%%

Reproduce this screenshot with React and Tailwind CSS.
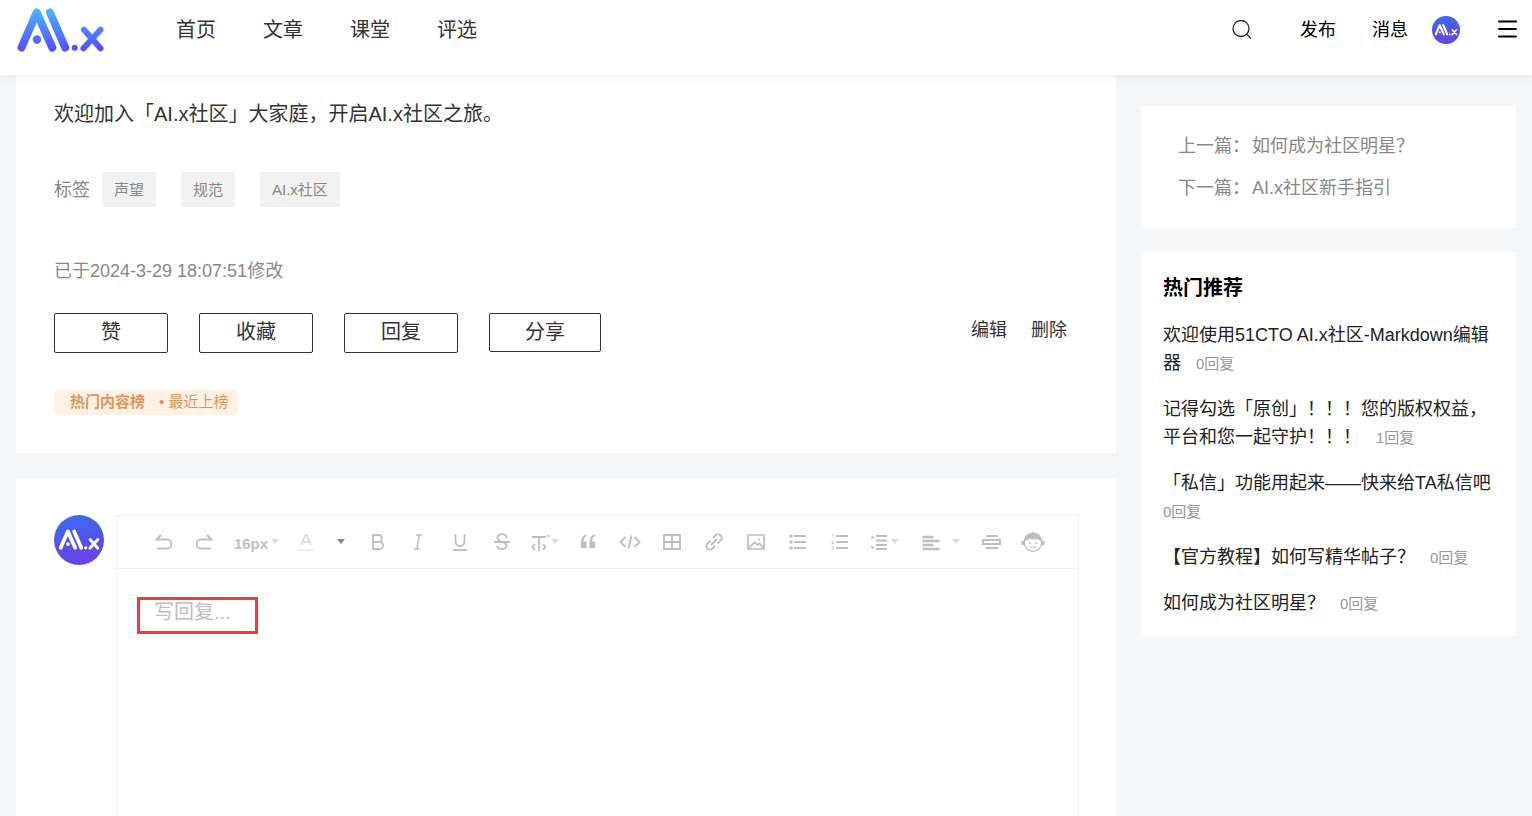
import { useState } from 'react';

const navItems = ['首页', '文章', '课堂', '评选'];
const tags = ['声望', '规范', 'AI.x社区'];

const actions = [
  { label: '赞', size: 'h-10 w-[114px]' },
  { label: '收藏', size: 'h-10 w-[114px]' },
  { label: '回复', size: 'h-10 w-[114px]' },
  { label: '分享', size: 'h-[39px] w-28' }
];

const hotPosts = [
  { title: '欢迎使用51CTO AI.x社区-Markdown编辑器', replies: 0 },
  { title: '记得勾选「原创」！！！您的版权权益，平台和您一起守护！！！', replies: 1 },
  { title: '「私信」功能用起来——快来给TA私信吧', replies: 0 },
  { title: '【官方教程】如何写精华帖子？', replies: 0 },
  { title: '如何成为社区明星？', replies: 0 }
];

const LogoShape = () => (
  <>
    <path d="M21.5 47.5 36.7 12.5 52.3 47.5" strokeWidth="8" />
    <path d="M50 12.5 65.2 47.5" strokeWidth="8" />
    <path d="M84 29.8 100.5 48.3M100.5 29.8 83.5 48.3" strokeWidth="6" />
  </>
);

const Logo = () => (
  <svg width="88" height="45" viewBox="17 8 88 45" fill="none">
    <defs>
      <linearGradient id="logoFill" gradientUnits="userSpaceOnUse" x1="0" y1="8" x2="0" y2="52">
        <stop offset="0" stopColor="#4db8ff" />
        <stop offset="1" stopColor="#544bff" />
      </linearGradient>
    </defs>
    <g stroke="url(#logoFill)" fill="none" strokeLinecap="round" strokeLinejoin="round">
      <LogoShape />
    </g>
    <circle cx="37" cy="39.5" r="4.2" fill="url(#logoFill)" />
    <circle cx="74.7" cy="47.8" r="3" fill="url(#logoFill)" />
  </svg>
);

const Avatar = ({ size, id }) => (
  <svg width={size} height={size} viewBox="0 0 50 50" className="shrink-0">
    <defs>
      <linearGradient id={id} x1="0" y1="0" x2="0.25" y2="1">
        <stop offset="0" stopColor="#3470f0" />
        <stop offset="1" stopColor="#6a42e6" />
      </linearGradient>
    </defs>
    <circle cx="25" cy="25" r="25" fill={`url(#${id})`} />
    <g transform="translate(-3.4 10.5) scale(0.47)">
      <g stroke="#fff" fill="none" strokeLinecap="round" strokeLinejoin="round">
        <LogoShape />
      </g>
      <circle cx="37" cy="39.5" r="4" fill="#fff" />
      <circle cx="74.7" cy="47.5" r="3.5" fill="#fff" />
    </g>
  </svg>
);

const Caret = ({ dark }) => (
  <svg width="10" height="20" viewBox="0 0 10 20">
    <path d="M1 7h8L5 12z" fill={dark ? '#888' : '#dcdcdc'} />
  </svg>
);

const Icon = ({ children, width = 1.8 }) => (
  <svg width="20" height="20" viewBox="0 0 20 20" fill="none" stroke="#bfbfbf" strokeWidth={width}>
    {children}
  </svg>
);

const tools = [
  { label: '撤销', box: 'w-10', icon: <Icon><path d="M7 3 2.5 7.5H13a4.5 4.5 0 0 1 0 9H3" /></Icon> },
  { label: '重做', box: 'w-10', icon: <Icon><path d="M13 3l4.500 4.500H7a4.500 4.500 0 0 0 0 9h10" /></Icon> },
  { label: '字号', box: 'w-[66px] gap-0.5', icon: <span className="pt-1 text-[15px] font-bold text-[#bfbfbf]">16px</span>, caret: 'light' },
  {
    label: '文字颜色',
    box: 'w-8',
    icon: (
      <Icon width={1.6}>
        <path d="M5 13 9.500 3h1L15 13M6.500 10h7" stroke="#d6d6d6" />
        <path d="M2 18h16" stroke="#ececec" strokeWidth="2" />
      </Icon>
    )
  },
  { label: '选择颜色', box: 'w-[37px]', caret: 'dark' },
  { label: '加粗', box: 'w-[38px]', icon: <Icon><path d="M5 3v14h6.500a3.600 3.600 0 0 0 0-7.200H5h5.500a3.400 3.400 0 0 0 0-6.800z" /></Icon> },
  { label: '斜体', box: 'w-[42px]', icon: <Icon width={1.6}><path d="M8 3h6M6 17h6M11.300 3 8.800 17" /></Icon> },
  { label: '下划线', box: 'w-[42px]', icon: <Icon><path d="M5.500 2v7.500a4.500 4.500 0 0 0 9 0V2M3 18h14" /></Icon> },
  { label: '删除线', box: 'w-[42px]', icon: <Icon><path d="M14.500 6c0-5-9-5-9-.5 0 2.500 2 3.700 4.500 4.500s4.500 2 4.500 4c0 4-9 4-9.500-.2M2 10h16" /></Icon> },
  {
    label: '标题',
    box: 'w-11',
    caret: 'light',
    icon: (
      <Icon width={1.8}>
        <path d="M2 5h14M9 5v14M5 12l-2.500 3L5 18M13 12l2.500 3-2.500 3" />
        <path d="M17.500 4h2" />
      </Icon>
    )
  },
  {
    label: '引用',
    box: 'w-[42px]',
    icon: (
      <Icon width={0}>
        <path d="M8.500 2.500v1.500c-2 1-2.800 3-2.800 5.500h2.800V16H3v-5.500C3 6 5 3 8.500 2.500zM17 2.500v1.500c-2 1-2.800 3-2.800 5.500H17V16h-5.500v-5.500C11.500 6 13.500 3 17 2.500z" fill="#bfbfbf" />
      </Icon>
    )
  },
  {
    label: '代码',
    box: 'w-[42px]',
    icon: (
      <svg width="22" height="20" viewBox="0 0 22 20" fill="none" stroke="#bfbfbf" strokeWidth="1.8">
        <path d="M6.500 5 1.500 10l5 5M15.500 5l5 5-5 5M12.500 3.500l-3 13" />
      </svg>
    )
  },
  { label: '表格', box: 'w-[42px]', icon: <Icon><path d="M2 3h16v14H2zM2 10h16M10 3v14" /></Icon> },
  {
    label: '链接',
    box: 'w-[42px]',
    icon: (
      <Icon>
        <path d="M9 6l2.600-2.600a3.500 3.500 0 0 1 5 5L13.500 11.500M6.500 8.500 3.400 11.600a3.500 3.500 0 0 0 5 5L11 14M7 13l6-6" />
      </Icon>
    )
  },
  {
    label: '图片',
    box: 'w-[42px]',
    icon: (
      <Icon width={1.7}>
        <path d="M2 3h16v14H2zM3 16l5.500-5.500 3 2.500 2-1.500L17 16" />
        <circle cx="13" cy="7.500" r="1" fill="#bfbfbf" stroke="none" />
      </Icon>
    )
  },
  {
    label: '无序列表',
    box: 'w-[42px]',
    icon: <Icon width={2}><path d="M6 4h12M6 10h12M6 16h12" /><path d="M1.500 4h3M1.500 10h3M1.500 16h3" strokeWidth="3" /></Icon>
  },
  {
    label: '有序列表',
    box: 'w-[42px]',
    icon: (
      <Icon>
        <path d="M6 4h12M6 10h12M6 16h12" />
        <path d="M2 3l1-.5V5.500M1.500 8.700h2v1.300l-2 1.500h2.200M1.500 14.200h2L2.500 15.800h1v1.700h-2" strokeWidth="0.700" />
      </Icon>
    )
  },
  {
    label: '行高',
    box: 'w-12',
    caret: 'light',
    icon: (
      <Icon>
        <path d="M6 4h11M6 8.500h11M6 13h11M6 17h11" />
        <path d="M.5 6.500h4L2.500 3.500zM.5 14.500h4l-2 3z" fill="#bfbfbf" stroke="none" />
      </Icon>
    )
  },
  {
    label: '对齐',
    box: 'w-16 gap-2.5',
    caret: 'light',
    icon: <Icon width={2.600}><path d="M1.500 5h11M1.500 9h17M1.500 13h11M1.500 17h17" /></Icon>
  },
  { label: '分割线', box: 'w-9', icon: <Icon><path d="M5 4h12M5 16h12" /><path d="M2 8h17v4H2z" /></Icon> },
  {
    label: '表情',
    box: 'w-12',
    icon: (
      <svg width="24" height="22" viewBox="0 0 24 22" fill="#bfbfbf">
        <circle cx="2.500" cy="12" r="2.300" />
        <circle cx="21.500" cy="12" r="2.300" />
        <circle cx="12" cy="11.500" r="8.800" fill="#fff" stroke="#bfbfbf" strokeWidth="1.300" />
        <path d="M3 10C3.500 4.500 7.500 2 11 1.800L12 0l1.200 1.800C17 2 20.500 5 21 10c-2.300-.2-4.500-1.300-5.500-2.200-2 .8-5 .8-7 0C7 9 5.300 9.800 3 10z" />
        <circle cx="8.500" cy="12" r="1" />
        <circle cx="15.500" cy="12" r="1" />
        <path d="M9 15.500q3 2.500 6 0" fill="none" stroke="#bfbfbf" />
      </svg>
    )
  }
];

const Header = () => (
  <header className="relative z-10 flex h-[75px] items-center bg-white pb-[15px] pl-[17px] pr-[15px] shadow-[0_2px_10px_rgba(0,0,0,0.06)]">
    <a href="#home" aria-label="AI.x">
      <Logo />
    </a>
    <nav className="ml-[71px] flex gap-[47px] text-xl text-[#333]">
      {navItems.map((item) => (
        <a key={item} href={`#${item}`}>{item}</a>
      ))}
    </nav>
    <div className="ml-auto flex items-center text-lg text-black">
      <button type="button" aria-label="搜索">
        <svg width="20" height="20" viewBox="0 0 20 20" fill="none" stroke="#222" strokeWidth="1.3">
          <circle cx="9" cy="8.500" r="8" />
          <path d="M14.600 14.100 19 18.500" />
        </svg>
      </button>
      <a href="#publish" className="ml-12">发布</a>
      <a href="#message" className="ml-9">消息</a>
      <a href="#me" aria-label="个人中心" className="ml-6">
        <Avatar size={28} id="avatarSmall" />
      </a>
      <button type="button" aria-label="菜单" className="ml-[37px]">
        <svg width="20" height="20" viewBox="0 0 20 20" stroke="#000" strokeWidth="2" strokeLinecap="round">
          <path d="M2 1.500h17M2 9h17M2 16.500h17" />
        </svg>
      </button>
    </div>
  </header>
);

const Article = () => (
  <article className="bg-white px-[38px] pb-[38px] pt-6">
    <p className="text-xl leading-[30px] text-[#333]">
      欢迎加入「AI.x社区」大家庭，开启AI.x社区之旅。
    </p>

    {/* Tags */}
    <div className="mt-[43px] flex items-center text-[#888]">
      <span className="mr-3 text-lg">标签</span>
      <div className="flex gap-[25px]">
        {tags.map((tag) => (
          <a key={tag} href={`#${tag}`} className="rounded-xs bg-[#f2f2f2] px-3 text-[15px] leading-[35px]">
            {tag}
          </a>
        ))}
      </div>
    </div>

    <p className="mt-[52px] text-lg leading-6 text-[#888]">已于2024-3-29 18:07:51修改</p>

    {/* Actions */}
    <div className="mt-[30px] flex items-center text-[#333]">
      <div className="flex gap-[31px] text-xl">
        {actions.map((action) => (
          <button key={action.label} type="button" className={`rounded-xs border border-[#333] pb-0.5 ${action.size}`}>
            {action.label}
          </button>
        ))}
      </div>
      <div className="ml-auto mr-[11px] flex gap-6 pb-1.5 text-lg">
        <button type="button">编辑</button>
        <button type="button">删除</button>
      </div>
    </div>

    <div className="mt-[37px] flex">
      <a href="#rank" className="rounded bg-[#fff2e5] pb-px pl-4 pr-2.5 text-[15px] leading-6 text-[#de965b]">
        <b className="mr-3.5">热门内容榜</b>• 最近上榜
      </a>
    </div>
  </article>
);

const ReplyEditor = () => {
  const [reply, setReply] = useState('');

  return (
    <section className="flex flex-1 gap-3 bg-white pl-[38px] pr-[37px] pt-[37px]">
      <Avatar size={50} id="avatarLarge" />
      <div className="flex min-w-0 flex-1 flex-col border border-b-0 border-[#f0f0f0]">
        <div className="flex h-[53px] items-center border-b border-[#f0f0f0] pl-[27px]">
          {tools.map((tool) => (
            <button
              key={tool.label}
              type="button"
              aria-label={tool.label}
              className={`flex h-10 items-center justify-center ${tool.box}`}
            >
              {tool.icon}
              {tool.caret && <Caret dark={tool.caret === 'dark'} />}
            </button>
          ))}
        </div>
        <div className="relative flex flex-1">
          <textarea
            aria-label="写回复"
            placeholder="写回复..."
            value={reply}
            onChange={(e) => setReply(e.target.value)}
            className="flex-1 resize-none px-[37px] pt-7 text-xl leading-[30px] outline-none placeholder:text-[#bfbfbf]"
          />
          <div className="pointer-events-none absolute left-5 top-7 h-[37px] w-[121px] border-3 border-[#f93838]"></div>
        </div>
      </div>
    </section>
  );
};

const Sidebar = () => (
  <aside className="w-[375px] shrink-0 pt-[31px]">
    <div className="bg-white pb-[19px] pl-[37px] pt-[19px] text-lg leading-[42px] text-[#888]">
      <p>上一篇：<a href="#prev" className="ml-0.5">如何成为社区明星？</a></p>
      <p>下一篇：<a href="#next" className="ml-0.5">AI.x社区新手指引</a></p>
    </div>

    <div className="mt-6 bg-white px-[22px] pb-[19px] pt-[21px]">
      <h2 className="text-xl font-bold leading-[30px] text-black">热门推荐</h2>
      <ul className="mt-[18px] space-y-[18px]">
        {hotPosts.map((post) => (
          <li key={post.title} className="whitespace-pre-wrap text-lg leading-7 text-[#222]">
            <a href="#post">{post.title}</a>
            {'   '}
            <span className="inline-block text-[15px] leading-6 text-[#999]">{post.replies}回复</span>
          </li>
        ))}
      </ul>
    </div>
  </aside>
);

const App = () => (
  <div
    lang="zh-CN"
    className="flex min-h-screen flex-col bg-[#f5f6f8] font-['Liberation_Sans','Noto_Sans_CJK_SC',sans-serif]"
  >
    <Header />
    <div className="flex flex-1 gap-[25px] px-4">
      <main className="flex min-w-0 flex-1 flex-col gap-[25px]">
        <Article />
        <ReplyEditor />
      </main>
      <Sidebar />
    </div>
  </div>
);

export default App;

%%
%%

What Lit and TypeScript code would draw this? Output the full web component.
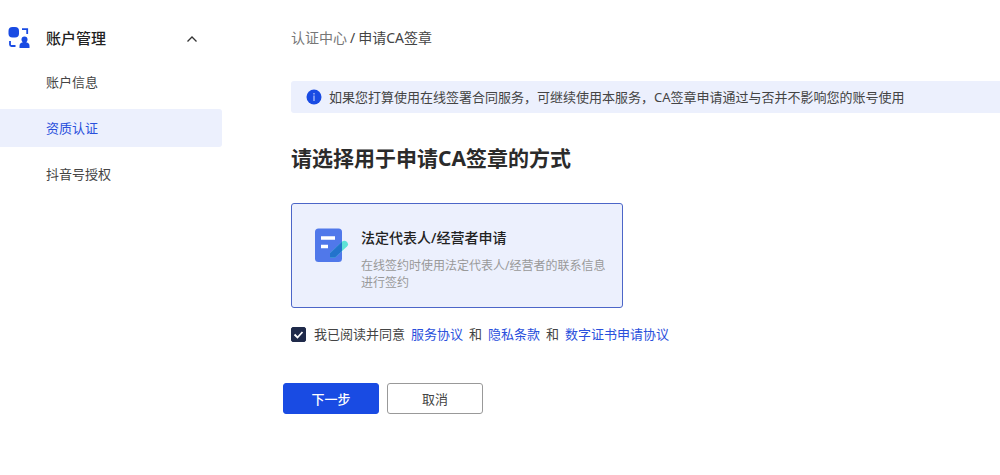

%%

(To be done) Give every line of the material that includes the string "this".

(Exercise response)
Reproduce this screenshot with React and Tailwind CSS.
What Lit and TypeScript code would draw this? Output the full web component.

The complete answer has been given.